Still at the internet cafe doing some research about the route tomorrow. Relatively easy going, 230k, two day ride. BUT, I could also simply take a train to the border skipping what I’m told is very unexciting riding AND also getting there in time to deal with my expiring visa. Will have to ride to Hualamphong Station most probably getting soaked in the process but I can deal. 4 hour ride on the fast train, 6 hour ride on the ordinary train.

14.Apr.09 South East Asia 2009

Reader's Comments

  1. chad | April 14th, 2009 at 6:44 am

    Just warning you, Poipet is a hole (created mostly by the mafia, there are casinos there for day-tripping Thais). Don’t let the begging kids get too close, many are pickpockets. I’d recommend staying the night on the Thai side and crossing in the morning so you don’t have to spend time there.
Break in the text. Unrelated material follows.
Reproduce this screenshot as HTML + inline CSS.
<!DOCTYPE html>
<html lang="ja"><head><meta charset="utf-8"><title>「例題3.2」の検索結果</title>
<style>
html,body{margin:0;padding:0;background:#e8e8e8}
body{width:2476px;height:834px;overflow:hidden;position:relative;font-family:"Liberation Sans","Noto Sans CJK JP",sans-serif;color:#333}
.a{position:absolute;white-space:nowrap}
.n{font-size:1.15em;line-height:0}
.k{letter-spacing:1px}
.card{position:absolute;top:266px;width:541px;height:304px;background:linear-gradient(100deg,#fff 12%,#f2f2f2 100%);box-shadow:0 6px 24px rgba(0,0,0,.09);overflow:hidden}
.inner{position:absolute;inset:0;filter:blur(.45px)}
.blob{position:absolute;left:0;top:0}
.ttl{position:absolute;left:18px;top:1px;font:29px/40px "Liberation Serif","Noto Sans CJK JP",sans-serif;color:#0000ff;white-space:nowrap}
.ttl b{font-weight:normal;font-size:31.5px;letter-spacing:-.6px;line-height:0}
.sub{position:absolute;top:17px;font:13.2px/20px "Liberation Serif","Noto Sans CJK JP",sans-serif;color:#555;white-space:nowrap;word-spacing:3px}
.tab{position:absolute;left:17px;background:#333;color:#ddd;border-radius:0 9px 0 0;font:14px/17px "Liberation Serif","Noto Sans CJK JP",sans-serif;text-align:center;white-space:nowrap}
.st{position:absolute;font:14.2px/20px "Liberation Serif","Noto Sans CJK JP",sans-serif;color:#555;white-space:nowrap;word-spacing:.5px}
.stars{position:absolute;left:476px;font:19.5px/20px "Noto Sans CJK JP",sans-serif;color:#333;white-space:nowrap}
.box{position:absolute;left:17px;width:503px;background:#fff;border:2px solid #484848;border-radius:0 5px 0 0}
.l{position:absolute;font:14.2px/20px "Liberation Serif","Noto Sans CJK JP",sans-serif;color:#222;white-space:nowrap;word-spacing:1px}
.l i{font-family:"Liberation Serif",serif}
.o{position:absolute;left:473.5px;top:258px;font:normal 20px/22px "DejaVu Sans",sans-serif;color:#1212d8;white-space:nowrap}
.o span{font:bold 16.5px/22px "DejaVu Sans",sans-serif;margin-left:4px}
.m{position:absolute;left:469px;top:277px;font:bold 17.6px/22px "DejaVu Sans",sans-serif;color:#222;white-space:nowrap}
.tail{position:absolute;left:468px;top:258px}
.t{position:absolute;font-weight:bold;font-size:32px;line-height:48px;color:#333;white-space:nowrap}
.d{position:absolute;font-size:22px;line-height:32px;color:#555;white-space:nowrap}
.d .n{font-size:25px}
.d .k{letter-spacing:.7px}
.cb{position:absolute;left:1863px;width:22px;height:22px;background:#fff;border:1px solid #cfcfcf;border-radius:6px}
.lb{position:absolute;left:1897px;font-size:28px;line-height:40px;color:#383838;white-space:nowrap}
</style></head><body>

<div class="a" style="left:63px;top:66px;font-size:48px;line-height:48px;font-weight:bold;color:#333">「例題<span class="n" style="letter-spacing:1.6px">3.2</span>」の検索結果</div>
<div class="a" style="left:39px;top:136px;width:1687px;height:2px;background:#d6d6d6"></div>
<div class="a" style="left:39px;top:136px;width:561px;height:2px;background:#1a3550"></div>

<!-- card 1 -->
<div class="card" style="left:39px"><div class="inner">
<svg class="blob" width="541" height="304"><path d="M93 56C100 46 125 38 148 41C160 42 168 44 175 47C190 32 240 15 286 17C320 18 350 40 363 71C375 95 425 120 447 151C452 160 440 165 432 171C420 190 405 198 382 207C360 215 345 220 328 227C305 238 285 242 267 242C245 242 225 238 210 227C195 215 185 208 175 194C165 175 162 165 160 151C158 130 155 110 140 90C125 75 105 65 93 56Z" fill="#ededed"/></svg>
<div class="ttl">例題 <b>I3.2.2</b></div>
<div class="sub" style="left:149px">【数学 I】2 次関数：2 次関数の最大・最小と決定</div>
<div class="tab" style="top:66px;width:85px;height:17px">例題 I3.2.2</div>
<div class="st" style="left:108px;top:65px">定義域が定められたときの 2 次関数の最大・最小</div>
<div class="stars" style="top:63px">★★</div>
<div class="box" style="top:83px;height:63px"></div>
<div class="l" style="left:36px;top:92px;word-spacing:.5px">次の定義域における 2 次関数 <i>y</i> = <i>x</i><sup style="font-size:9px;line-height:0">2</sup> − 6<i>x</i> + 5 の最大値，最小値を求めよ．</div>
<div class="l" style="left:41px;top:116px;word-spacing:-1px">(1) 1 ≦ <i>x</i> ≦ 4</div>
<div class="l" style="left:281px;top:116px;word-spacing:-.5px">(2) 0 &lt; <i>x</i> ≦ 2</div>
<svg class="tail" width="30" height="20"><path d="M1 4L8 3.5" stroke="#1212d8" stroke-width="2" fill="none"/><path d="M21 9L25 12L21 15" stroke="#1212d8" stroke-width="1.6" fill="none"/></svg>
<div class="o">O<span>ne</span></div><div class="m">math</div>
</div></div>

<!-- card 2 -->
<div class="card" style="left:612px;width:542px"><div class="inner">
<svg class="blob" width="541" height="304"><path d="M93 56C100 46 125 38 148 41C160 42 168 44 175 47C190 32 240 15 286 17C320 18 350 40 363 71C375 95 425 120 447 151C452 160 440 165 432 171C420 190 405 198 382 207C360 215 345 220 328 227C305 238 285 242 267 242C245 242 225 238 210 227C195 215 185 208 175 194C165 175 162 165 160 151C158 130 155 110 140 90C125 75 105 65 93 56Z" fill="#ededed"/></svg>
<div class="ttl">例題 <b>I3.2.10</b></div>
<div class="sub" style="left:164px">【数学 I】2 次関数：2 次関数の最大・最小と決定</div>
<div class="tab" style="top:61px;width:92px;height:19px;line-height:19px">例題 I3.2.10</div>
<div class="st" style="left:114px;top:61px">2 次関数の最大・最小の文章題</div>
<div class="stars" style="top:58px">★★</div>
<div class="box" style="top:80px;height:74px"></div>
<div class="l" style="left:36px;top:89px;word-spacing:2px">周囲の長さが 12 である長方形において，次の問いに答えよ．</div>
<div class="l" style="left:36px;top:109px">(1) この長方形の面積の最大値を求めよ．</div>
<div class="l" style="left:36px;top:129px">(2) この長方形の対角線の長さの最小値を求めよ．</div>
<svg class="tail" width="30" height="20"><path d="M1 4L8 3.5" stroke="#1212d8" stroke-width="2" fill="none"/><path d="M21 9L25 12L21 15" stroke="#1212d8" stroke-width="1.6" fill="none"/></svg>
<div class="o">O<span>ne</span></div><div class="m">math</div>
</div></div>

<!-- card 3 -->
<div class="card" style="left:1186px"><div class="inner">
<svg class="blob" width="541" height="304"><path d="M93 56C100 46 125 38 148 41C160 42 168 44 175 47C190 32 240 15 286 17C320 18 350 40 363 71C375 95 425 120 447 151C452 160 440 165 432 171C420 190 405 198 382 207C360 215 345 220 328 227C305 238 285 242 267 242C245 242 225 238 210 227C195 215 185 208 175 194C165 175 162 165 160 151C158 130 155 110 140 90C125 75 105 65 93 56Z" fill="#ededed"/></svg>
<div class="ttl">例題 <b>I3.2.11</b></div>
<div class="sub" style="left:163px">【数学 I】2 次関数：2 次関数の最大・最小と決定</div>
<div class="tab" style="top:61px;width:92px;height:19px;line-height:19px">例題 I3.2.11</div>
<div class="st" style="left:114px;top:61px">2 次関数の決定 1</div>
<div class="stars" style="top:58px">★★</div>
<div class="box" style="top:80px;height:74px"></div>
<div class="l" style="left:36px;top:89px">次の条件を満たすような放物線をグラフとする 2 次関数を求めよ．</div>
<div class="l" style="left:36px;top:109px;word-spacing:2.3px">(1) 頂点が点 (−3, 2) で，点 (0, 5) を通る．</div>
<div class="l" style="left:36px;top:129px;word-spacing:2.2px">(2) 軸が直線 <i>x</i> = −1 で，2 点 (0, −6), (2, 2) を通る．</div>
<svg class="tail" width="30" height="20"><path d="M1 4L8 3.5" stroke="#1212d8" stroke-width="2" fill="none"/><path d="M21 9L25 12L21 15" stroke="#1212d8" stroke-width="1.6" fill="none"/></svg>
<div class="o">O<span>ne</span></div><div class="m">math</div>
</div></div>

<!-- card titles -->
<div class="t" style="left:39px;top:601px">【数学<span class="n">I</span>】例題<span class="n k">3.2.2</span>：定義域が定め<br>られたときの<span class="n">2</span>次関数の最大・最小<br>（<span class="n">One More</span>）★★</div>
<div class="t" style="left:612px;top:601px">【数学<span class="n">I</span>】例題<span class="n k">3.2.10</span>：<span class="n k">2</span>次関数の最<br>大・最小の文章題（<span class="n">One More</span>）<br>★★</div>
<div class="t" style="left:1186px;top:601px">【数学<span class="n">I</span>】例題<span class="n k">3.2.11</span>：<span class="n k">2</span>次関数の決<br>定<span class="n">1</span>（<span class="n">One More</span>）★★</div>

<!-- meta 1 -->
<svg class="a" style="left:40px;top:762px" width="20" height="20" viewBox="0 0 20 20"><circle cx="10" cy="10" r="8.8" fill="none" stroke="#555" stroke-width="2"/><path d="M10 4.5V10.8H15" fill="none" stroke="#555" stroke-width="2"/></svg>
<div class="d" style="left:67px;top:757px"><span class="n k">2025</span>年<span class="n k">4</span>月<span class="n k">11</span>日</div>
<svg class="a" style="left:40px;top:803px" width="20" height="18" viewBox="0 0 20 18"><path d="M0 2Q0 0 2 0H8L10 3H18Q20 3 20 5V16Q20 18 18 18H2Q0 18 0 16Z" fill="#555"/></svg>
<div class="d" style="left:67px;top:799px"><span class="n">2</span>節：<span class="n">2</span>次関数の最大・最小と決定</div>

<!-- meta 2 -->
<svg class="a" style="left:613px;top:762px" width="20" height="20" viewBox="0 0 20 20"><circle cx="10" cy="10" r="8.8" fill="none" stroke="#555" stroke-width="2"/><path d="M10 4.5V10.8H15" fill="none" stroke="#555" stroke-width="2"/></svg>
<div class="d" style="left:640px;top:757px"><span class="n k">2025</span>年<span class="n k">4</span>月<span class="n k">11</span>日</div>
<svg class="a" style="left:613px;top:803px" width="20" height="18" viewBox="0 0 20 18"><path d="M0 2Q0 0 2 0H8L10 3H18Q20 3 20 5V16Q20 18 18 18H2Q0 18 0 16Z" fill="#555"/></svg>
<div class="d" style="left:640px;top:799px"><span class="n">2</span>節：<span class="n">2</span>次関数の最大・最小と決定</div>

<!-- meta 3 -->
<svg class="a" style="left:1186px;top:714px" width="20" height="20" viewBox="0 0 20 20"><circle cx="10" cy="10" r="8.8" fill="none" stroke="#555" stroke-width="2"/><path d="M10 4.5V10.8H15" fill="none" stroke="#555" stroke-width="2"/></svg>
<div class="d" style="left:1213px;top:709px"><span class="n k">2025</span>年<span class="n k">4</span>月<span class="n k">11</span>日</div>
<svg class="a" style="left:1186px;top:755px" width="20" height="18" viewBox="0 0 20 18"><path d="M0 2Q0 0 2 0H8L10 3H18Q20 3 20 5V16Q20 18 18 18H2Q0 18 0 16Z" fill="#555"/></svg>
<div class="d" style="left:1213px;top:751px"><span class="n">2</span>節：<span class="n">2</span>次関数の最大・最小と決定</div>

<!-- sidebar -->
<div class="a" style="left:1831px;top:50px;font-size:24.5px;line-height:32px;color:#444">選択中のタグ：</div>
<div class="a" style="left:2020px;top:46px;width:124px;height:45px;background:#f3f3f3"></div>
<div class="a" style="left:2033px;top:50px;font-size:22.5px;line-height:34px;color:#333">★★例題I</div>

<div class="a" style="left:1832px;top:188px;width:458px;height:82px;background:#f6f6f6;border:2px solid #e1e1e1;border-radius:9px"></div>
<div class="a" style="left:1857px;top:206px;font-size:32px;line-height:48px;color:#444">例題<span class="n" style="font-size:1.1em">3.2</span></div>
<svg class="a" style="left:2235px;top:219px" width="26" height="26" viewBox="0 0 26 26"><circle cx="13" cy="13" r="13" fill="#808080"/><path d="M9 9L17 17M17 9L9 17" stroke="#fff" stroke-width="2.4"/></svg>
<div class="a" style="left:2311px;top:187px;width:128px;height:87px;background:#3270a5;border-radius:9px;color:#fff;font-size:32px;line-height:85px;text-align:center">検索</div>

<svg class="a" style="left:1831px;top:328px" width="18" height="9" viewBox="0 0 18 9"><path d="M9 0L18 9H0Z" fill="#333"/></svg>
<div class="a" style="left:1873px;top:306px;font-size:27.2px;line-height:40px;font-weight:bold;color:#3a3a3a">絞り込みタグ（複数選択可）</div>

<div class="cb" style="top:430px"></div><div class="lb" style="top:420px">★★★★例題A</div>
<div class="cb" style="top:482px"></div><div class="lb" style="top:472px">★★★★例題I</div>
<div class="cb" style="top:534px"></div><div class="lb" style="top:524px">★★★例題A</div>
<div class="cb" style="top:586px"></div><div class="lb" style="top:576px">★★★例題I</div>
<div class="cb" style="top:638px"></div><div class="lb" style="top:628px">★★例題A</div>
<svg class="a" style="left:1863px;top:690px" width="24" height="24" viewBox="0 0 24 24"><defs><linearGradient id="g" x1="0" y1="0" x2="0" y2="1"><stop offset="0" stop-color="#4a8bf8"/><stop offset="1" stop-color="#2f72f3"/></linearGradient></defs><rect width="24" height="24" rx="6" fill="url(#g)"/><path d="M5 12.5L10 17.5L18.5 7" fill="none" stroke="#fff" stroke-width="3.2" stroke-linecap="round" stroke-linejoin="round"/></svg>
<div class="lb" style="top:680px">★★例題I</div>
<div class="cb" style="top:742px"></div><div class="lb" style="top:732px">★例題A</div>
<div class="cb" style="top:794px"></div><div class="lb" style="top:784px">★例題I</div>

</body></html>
  2. Dan | April 14th, 2009 at 6:55 am

    Thanks as always for the tips Chad
    Heard plenty about Poipet! I could take the early train and make the 50k run to Sisophon by bike but I think I rather take the fast train later in the day, stay in Aranyaprathet for the night then pay the 500B visa overstay and make my way as quickly as possible through the shit hole that is Poipet

  3. Gail Woloz | April 14th, 2009 at 7:11 am

    Whatever you decide – just be safe!!!! How fortunate to have a friend like Chad who is making such great recommendations! The train sounds like the best idea for sure!!! Careful of your wallet, your passport, your body!!! XXXXXX

  4. Rachel | April 14th, 2009 at 8:30 pm

    It really was an up and down roller coaster… but i enjoyed the ups very much so. I’m really glad I got the chance to do this, and I hope you at least feel the lack of my presence for a little while. ;) It was a really sad goodbye, but I’m sure I’ll right myself eventually. Good luck in Cambodia – make a local friend and get a sim card soon, haha!